━━━ RECORDS SHOWN ━━━
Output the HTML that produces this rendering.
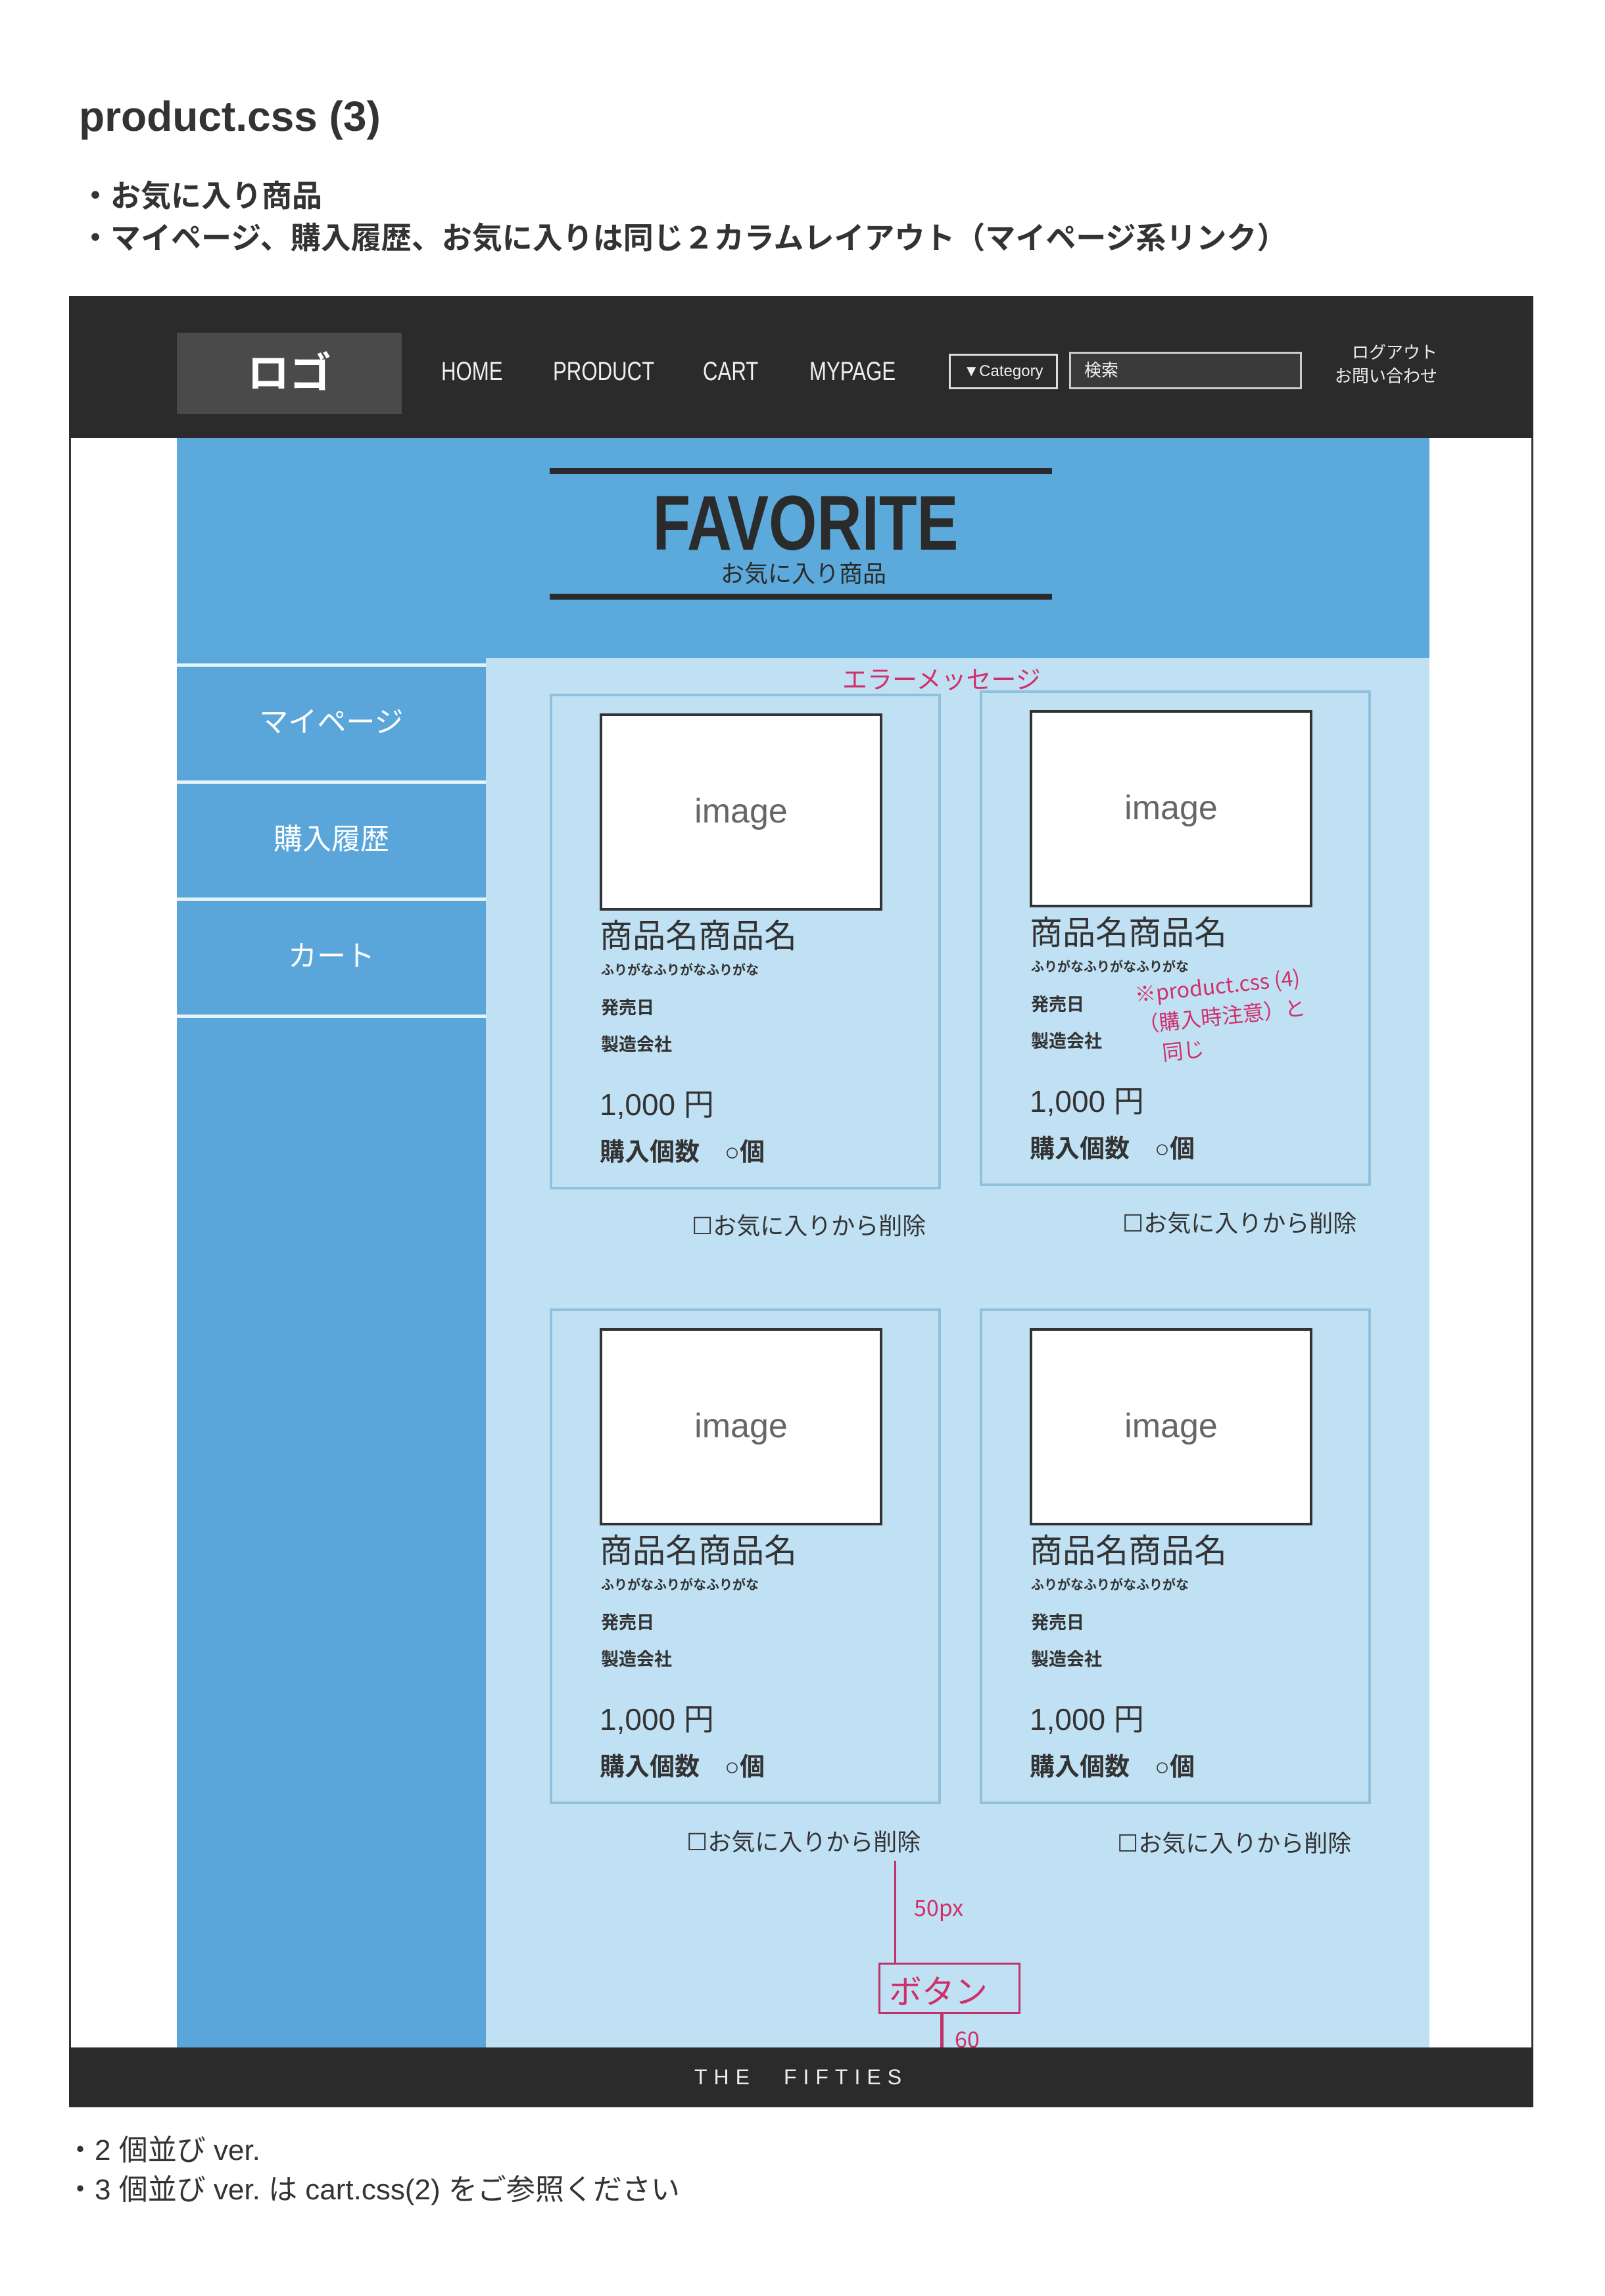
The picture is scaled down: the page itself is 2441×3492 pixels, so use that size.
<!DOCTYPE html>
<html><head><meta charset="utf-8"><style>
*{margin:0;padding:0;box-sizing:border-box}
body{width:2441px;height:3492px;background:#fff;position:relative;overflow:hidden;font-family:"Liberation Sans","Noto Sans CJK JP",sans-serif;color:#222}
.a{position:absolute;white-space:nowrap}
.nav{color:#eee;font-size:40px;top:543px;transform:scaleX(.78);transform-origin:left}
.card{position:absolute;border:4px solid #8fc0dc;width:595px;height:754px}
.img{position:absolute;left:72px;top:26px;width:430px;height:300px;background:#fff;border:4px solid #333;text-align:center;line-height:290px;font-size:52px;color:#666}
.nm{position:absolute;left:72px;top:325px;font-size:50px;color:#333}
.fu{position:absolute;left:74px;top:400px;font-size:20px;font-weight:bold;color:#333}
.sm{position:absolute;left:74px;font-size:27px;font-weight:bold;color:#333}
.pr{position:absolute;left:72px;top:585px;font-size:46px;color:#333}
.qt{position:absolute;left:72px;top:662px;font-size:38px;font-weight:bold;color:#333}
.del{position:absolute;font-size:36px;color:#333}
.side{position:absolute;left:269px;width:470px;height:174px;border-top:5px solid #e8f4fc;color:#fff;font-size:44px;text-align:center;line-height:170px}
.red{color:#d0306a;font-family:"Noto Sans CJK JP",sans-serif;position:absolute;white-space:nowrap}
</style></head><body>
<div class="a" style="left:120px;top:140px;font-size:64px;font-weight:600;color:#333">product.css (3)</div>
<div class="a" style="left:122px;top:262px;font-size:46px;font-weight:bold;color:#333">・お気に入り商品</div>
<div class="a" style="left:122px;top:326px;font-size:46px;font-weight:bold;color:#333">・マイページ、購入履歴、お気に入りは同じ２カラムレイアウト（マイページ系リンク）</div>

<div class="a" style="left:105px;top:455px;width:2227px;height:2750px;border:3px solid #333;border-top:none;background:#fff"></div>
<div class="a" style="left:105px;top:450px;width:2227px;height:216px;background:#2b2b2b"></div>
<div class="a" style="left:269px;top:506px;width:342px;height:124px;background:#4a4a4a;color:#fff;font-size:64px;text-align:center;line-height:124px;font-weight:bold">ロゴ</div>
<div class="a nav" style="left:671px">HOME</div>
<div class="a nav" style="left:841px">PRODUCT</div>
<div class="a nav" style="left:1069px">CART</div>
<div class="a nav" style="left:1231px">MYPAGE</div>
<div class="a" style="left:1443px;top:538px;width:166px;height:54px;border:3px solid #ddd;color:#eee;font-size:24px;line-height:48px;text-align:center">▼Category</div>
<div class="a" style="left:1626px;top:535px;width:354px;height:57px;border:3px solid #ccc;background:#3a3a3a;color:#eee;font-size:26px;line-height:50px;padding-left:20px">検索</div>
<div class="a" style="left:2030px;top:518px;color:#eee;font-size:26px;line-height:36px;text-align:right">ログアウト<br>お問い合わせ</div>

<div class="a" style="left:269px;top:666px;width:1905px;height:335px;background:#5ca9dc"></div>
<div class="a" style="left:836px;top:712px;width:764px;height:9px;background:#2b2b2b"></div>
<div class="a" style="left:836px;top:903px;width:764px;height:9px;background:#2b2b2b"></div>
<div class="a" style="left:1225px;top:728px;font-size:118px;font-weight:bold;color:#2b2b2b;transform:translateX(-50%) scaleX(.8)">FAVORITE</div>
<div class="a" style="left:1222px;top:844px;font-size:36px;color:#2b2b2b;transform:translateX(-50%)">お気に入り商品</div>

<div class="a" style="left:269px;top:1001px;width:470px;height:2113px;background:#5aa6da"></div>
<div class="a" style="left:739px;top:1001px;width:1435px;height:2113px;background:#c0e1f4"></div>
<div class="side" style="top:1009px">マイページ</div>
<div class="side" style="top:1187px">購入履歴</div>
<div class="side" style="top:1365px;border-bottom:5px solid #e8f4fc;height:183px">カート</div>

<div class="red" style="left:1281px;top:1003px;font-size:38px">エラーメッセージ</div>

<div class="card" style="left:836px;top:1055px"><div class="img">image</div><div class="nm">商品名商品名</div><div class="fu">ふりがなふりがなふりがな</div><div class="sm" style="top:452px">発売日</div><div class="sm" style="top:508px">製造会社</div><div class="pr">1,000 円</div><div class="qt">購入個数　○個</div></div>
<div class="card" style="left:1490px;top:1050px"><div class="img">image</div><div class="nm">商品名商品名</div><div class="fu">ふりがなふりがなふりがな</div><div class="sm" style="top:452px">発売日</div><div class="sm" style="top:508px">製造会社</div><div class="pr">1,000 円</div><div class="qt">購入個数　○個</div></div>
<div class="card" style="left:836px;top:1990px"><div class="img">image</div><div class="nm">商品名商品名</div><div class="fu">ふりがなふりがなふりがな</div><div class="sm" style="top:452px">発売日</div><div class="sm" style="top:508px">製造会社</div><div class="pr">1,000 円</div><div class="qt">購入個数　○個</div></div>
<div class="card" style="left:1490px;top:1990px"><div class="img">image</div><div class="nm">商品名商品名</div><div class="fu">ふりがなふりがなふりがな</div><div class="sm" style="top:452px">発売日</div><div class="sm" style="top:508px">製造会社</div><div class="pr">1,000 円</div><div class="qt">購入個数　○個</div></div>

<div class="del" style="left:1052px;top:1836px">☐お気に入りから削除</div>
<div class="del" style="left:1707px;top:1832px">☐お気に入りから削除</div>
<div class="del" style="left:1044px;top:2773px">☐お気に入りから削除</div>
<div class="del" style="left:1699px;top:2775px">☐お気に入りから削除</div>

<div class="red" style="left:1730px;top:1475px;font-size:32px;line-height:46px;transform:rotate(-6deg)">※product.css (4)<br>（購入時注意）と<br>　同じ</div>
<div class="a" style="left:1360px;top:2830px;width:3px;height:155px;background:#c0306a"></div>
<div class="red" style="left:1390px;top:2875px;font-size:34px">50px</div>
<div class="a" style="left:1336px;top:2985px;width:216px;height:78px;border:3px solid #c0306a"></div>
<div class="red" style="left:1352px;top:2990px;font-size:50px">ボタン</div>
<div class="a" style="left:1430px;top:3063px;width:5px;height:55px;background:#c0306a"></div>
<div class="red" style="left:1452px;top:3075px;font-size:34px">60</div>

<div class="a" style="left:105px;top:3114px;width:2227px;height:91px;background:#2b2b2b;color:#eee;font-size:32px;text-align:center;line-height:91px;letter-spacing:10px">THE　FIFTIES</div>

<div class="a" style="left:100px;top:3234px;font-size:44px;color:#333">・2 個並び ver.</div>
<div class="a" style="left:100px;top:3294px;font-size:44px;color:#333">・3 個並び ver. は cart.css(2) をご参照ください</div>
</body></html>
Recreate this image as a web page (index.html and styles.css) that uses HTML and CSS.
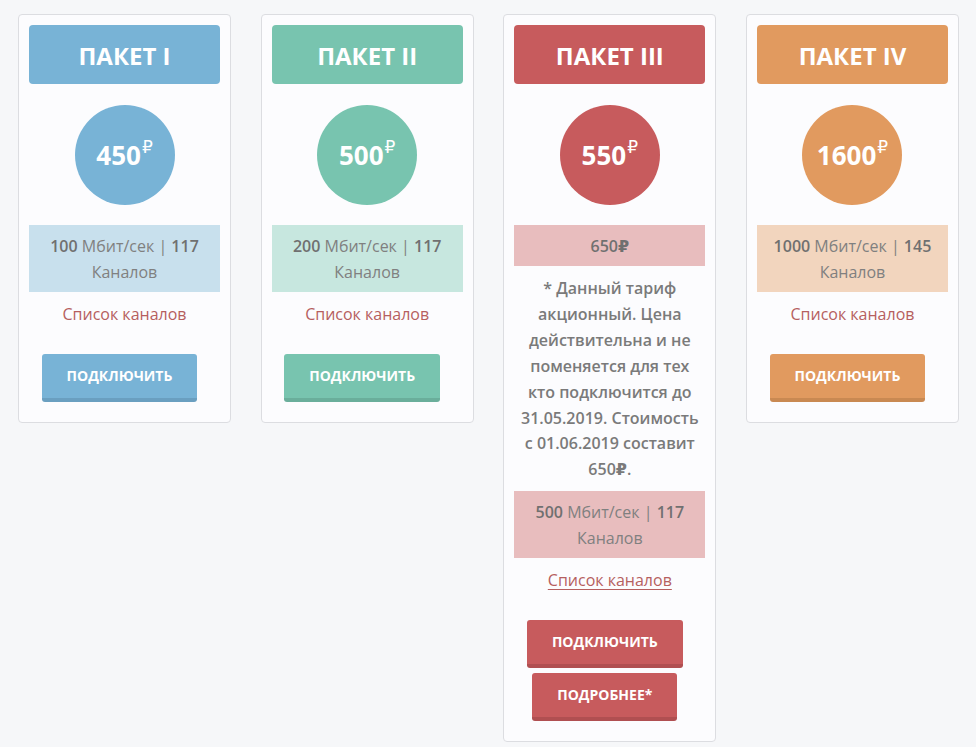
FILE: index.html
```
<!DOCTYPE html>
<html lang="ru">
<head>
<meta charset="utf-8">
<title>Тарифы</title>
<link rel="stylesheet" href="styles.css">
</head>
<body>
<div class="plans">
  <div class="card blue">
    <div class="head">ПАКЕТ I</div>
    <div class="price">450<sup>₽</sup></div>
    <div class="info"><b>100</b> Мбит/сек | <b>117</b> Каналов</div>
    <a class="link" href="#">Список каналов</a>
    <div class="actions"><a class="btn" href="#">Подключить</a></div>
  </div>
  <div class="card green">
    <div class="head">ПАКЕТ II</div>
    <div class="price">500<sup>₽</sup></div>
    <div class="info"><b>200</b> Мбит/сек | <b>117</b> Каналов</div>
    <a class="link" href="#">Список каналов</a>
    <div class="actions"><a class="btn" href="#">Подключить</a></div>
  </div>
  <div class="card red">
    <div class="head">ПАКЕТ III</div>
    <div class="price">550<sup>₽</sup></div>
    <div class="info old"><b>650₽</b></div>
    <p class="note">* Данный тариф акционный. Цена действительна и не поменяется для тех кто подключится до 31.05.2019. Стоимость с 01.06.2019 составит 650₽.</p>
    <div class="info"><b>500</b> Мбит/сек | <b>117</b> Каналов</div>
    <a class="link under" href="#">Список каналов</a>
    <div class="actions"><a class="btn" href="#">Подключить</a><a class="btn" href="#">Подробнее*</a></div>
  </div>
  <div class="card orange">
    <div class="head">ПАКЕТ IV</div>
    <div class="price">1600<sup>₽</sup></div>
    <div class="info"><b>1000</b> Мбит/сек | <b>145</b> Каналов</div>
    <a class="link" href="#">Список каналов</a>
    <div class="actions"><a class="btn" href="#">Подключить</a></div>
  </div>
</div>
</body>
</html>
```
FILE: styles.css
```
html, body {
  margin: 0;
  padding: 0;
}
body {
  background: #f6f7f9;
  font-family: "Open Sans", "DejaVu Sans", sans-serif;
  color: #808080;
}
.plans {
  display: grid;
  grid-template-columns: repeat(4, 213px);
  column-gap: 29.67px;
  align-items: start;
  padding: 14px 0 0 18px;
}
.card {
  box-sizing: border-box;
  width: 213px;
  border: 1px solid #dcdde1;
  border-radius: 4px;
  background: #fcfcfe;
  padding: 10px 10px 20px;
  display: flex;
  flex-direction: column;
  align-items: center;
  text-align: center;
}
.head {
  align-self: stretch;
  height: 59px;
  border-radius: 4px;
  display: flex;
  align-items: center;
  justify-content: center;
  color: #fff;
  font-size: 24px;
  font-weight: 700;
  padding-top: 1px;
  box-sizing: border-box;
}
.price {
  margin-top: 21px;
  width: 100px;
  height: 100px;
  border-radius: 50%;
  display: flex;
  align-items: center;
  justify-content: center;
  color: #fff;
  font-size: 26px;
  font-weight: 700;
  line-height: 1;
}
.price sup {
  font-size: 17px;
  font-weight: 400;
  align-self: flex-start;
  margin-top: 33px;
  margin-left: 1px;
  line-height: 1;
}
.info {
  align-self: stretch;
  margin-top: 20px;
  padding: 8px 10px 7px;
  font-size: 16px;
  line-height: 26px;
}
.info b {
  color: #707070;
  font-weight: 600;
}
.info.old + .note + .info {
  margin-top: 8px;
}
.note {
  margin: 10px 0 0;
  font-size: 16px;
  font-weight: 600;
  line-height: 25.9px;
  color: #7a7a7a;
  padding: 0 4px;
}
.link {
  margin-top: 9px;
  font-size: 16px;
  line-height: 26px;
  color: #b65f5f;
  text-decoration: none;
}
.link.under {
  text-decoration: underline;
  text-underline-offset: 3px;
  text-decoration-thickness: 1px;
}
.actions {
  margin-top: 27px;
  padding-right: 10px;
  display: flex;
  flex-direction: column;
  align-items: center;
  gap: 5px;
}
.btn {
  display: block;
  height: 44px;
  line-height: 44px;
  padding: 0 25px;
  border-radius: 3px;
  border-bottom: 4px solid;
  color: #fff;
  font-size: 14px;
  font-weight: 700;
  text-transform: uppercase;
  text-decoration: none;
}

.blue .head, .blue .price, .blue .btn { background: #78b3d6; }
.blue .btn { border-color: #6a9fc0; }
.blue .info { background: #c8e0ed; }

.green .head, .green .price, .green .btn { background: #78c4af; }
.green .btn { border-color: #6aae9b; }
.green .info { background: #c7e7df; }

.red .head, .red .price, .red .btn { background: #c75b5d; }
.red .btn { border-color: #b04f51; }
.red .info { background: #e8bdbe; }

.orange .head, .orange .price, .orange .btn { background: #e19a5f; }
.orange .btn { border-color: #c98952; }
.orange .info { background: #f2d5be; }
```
━━━
DIRECTIONS
In the listing, find each line with the string "this" and copy it.

TASK RESULT
Output the HTML that produces this rendering.
Recreate this image as a web page (index.html and styles.css) that uses HTML and CSS.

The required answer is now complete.